Sin embargo, el lado anverso también es muy peligroso. Los recientes escándalos por acoso sexual en la farándula afectan muy poco a la dominación estructural. No son una manifestación final de la revolución sexual, sino apenas un tímido rasguño al sentido común dominante.
No obstante, son muchos de estos rasguños los que serán necesarios para erosionar poco a poco la dominación cultural. Lamentablemente, el hecho es que esto no sucederá si la posición “feminista” se vuelve parte del sentido común dominante, de lo políticamente correcto.
No será posible erosionar el machismo si ser “feminista” se convierte en la posición que se debe adoptar para “quedar bien”.
Y es esto precisamente lo que está pasando con muchos hombres que, de la noche a la mañana, creen que se volvieron feministas porque rechazan irreflexivamente el acoso y defienden dogmáticamente a las víctimas.
No desconozco que esto es necesario como parte del proceso de cambio, que por algún lado se tiene que empezar y que muchos de estos hombres probablemente lo hacen de buena fe. Tampoco creo que nos podamos meter en sus conciencias para determinar a ciencia cierta si lo hacen por “quedar bien”.
Lo que sí puedo afirmar es que este tipo de conducta tiene cuando menos dos consecuencias negativas para la lucha feminista.
Primero, una consecuencia estructural. Al convertir el feminismo en parte del sentido común dominante, se termina también por volverlo parte de la hipocresía social, de las normas de urbanidad y buenas maneras y de todos aquellos artificios que practicamos de manera cotidiana para velar la cruda realidad, sin necesidad de hacernos cargo de ella.
De la misma manera que fingimos que ricos y pobres son iguales mientras en la realidad cada vez hay más desigualdad y miseria, ahora debemos fingir que aceptamos la igualdad entre hombres, mujeres y otros sexos/géneros, mientras en la vida real las cosas siguen como antes. De dientes pa' fuera, en Twitter por ejemplo, seremos feministas, eso sí cuidándonos de no ser tan radicales, mientras los mecanismos socioeconómicos y políticos que soportan el machismo y el patriarcado heteronormativo continúan intactos.

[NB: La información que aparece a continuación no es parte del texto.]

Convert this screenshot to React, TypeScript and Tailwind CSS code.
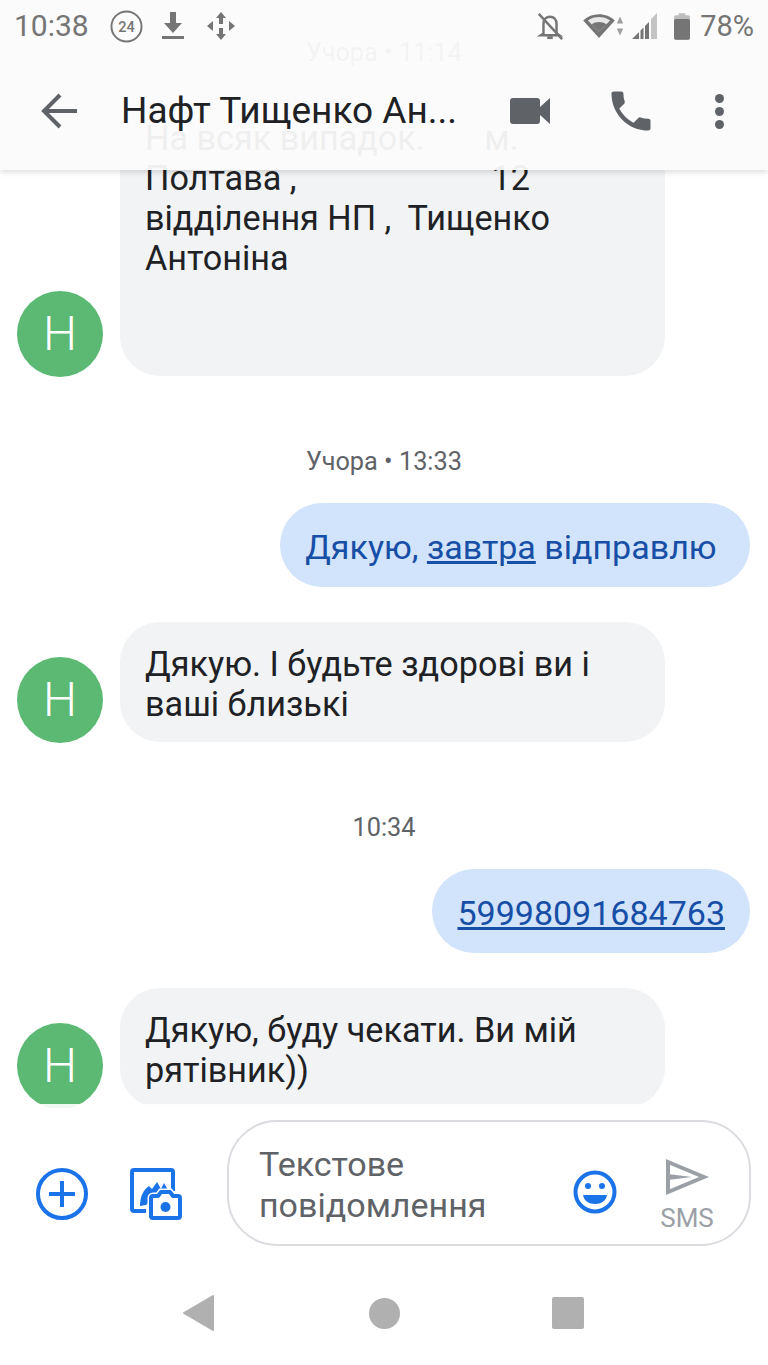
const sans = "font-['Roboto',sans-serif]";

const Avatar = () => (
  <div className="-mb-px flex h-[86px] w-[86px] shrink-0 items-center justify-center rounded-full bg-[#5bb974] text-[48px] font-light leading-none text-white">
    Н
  </div>
);

const Stamp = ({ text }: { text: string }) => (
  <div className="text-center text-[25.3px] leading-[34px] text-[#5f6368]">{text}</div>
);

const Incoming = ({ lines }: { lines: string[] }) => (
  <div className="flex items-end pl-[17px]">
    <Avatar />
    <div className="ml-[17px] w-[545px] rounded-[40px] bg-[#f1f3f4] pb-[18px] pl-[26px] pr-[26px] pt-[22px] text-[34.2px] leading-[40px] text-[#202124]">
      {lines.map((l, i) => (
        <div key={i} className="-ml-px h-[40px] whitespace-pre">
          {l}
        </div>
      ))}
    </div>
  </div>
);

const Outgoing = ({ children }: { children: React.ReactNode }) => (
  <div className="flex justify-end pr-[18px]">
    <div className="rounded-[42px] bg-[#d2e3fc] px-[25px] pb-[20px] pt-[24px] text-[34px] leading-[40px] text-[#174ea6]">
      {children}
    </div>
  </div>
);

export default function App() {
  return (
    <div className={`relative flex h-[1365px] w-[768px] flex-col overflow-hidden bg-white ${sans}`}>
      {/* conversation, scrolled behind the bar */}
      <div className="h-[1108px] shrink-0 overflow-hidden pt-[36px]">
        <Stamp text="Учора • 11:14" />
        <div className="mt-[26px]">
          <Incoming
            lines={[
              "На всяк випадок.       м.",
              "Полтава ,                       12",
              "відділення НП ,  Тищенко",
              "Антоніна",
              "",
              "",
            ]}
          />
        </div>
        <div className="mt-[69px]">
          <Stamp text="Учора • 13:33" />
        </div>
        <div className="mt-[24px]">
          <Outgoing>
            Дякую, <span className="underline">завтра</span> відправлю{"\u00a0"}
          </Outgoing>
        </div>
        <div className="mt-[35px]">
          <Incoming lines={["Дякую. І будьте здорові ви і", "ваші близькі"]} />
        </div>
        <div className="mt-[69px]">
          <Stamp text="10:34" />
        </div>
        <div className="mt-[24px]">
          <Outgoing>
            <span className="underline">59998091684763</span>
          </Outgoing>
        </div>
        <div className="mt-[35px]">
          <Incoming lines={["Дякую, буду чекати. Ви мій", "рятівник))"]} />
        </div>
      </div>

      {/* status bar + app bar, translucent over the messages */}
      <div className="absolute inset-x-0 top-0 h-[170px] bg-[#fbfbfb]/95 shadow-[0_2px_6px_rgba(0,0,0,0.15)]">
        <div className="flex h-[52px] items-center pl-[14px] pr-[14px] text-[#757575]">
          <span className="text-[30px] leading-none">10:38</span>
          <svg className="ml-[21px]" width="33" height="33" viewBox="0 0 34 34">
            <circle cx="17" cy="17" r="15.500" fill="none" stroke="#757575" strokeWidth="2" />
            <text x="17" y="22.500" textAnchor="middle" fontSize="15" fontWeight="500" fill="#757575">
              24
            </text>
          </svg>
          <svg className="ml-[18px]" width="24" height="30" viewBox="0 0 24 30" fill="#757575">
            <path d="M9 1h6v11h6l-9 10-9-10h6z" />
            <rect x="1" y="25" width="22" height="3" />
          </svg>
          <svg className="ml-[21px]" width="30" height="30" viewBox="0 0 30 30" fill="#757575">
            <path d="M15 1l5 6h-3v6h-4V7h-3zM15 29l-5-6h3v-6h4v6h3zM1 15l6-5v10zM29 15l-6-5v10z" />
          </svg>
          <div className="flex-1" />
          <svg width="28" height="30" viewBox="0 0 30 30" fill="none">
            <path d="M8 23V13c0-5 3-8 7-8s7 3 7 8v10l3 2H5z" stroke="#757575" strokeWidth="2.600" />
            <rect x="12" y="26" width="6" height="3" fill="#757575" />
            <path d="M3 2l25 27" stroke="#757575" strokeWidth="2.600" />
          </svg>
          <svg className="ml-[19px]" width="32" height="26" viewBox="0 0 34 28" fill="#757575">
            <path d="M17 27L0 8C9-1 25-1 34 8z" />
            <path d="M17 20L5 8c7-5 17-5 24 0z" fill="#e8e8e8" />
            <path d="M17 20L9 12c5-3 11-3 16 0z" />
          </svg>
          <svg className="ml-[1px]" width="8" height="26" viewBox="0 0 10 26" fill="#9e9e9e">
            <path d="M5 1l4 9H1zM5 25l-4-9h8z" />
          </svg>
          <svg className="ml-[8px]" width="25" height="26" viewBox="0 0 25 26">
            <path d="M19 6l6-6v26h-6z" fill="#c4c4c4" />
            <path d="M0 26l7-7v7zM8.500 17.500l3-3V26h-3zM13 13l4-4v17h-4z" fill="#757575" />
          </svg>
          <svg className="ml-[17px]" width="16" height="27" viewBox="0 0 17 28" fill="#757575">
            <rect x="5" y="0" width="7" height="3" fill="#bdbdbd" />
            <rect x="0" y="2" width="17" height="26" rx="2" fill="#bdbdbd" />
            <rect x="0" y="6" width="17" height="22" rx="2" />
          </svg>
          <span className="ml-[10px] text-[29px] leading-none">78%</span>
        </div>

        <div className="flex h-[118px] items-center">
          <svg className="ml-[40px]" width="40" height="40" viewBox="0 0 40 40" fill="none" stroke="#5f6368" strokeWidth="4">
            <path d="M37 20H5M20 4L4 20l16 16" />
          </svg>
          <div className="ml-[41px] w-[345px] whitespace-nowrap text-[37px] leading-[46px] text-[#202124]">
            Нафт Тищенко Ан...
          </div>
          <svg className="ml-[44px]" width="40" height="28" viewBox="0 0 40 28" fill="#5f6368">
            <path d="M3 1h24a3 3 0 0 1 3 3v6l10-9v26l-10-9v6a3 3 0 0 1-3 3H3a3 3 0 0 1-3-3V4a3 3 0 0 1 3-3z" />
          </svg>
          <svg className="ml-[55px]" width="52" height="52" viewBox="0 0 24 24" fill="#5f6368">
            <path d="M6.600 10.800c1.400 2.800 3.800 5.100 6.600 6.600l2.200-2.200c.3-.3.7-.4 1-.2 1.100.4 2.300.6 3.600.6.6 0 1 .4 1 1V20c0 .6-.4 1-1 1C10.600 21 3 13.400 3 4c0-.6.4-1 1-1h3.500c.6 0 1 .4 1 1 0 1.300.2 2.500.6 3.600.1.300 0 .7-.2 1z" />
          </svg>
          <div className="ml-[58px] flex flex-col gap-[4px]">
            <div className="h-[9px] w-[9px] rounded-full bg-[#5f6368]" />
            <div className="h-[9px] w-[9px] rounded-full bg-[#5f6368]" />
            <div className="h-[9px] w-[9px] rounded-full bg-[#5f6368]" />
          </div>
        </div>
      </div>

      {/* composer */}
      <div className="relative -mt-[4px] flex h-[142px] shrink-0 items-end bg-white/90">
        <svg className="mb-[26px] ml-[36px]" width="52" height="52" viewBox="0 0 52 52" fill="none" stroke="#1a73e8" strokeWidth="4">
          <circle cx="26" cy="26" r="24" />
          <path d="M26 13v26M13 26h26" />
        </svg>
        <svg className="mb-[26px] ml-[42px]" width="52" height="52" viewBox="0 0 52 52">
          <path d="M16 43H4a2 2 0 0 1-2-2V4a2 2 0 0 1 2-2h37a2 2 0 0 1 2 2v19" fill="none" stroke="#1a73e8" strokeWidth="4" />
          <path d="M10 38c0-9 3-16 9-20l3 3 5-7 4 7 3-6 8 14H24l-8 8z" fill="#1a73e8" />
          <path d="M23 28h5l3-4h9l3 4h5a2 2 0 0 1 2 2v18a2 2 0 0 1-2 2H23a2 2 0 0 1-2-2V30a2 2 0 0 1 2-2z" fill="#fff" stroke="#fff" strokeWidth="7" />
          <path d="M23 28h5l3-4h9l3 4h5a2 2 0 0 1 2 2v18a2 2 0 0 1-2 2H23a2 2 0 0 1-2-2V30a2 2 0 0 1 2-2z" fill="#fff" stroke="#1a73e8" strokeWidth="4" strokeLinejoin="round" />
          <circle cx="35.500" cy="39" r="5" fill="#1a73e8" />
        </svg>
        <div className="ml-[45px] flex h-[126px] w-[524px] items-center rounded-[50px] border-2 border-[#dadce0] pl-[30px]">
          <div className="mt-[4px] w-[300px] text-[34px] leading-[41px] text-[#5f6368]">
            Текстове повідомлення
          </div>
          <svg className="ml-[14px] mt-[18px]" width="44" height="44" viewBox="0 0 44 44" fill="none">
            <circle cx="22" cy="22" r="19.500" stroke="#1a73e8" strokeWidth="4" />
            <circle cx="15" cy="16" r="3" fill="#1a73e8" />
            <circle cx="29" cy="16" r="3" fill="#1a73e8" />
            <path d="M10 25h24c-1 6-6 9-12 9s-11-3-12-9z" fill="#1a73e8" />
          </svg>
          <div className="ml-[44px] mt-[22px] flex w-[52px] flex-col items-center">
            <svg width="44" height="38" viewBox="0 0 44 38" fill="none">
              <path d="M3 4l36 15L3 34z" stroke="#9aa0a6" strokeWidth="4" strokeLinejoin="miter" />
              <path d="M3 16l24 3-24 3z" fill="#9aa0a6" />
            </svg>
            <span className="mt-[9px] text-[26px] leading-[26px] text-[#9aa0a6]">SMS</span>
          </div>
        </div>
      </div>

      {/* navigation bar */}
      <div className="mt-[49px] flex items-center">
        <svg className="ml-[183px]" width="32" height="36" viewBox="0 0 32 36" fill="#b0b0b0">
          <path d="M30 1v34L1 18z" stroke="#b0b0b0" strokeWidth="2" strokeLinejoin="round" />
        </svg>
        <div className="ml-[154px] h-[31px] w-[31px] rounded-full bg-[#b0b0b0]" />
        <div className="ml-[152px] h-[32px] w-[32px] rounded-[2px] bg-[#b0b0b0]" />
      </div>
    </div>
  );
}
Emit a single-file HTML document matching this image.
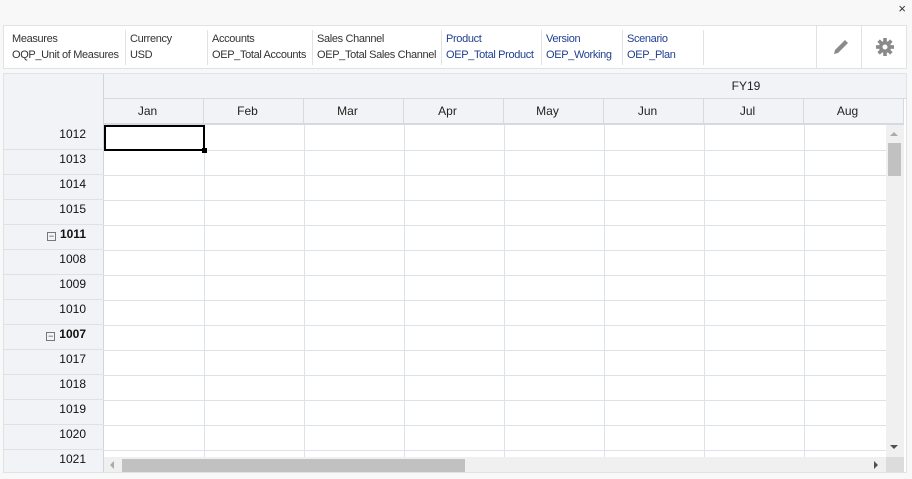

Segundo, una consecuencia sobre las relaciones sociales concretas. Este sentido común dominante impide reconocer a las mujeres como iguales y diferentes, haciendo que en la práctica los hombres “feministas” utilicen su “feminismo” para afirmar su “superioridad” sobre las mujeres.
La toma irreflexiva de posición en los recientes escándalos por acoso ha terminado por promover una representación de las mujeres principalmente como “víctimas”. Esto no sería malo, si no fuera porque en este caso las “víctimas” se asumen por parte de los hombres feministas como inferiores, incapaces de hacerse valer por sí mismas y necesitadas de su apoyo (de los hombres “feministas”).
Esto explicaría por qué los hombres feministas se sienten incapacitados para discutir de igual a igual con las “víctimas”. Por ejemplo, en lugar de promover un debate argumentado sobre lo que significa o no el acoso, la columna de Antonio Caballero provocó en nuestro medio un linchamiento virtual basado en lugares comunes indiscutibles en donde lo único legítimo era afirmar el machismo y la misoginia del columnista. Hemos terminado por asumir que las “víctimas” son indefensas y que nuestra única muestra de apoyo es tomar la posición políticamente correcta. En la práctica, seguimos tratando a las mujeres como seres inferiores, irreflexivos, sentimentales o pasionales, sujetos de protección y necesitados de hombres feministas. Esta actitud, además, conduce a empobrecer la discusión y el pensamiento feministas y a anatemizarlos como propio de “bienpensantes” o de “viejas histéricas”.
En fin, el resultado puede ser un “feminismo” así, entrecomillado, una posición políticamente correcta entre otras y no una apuesta por romper con lo establecido.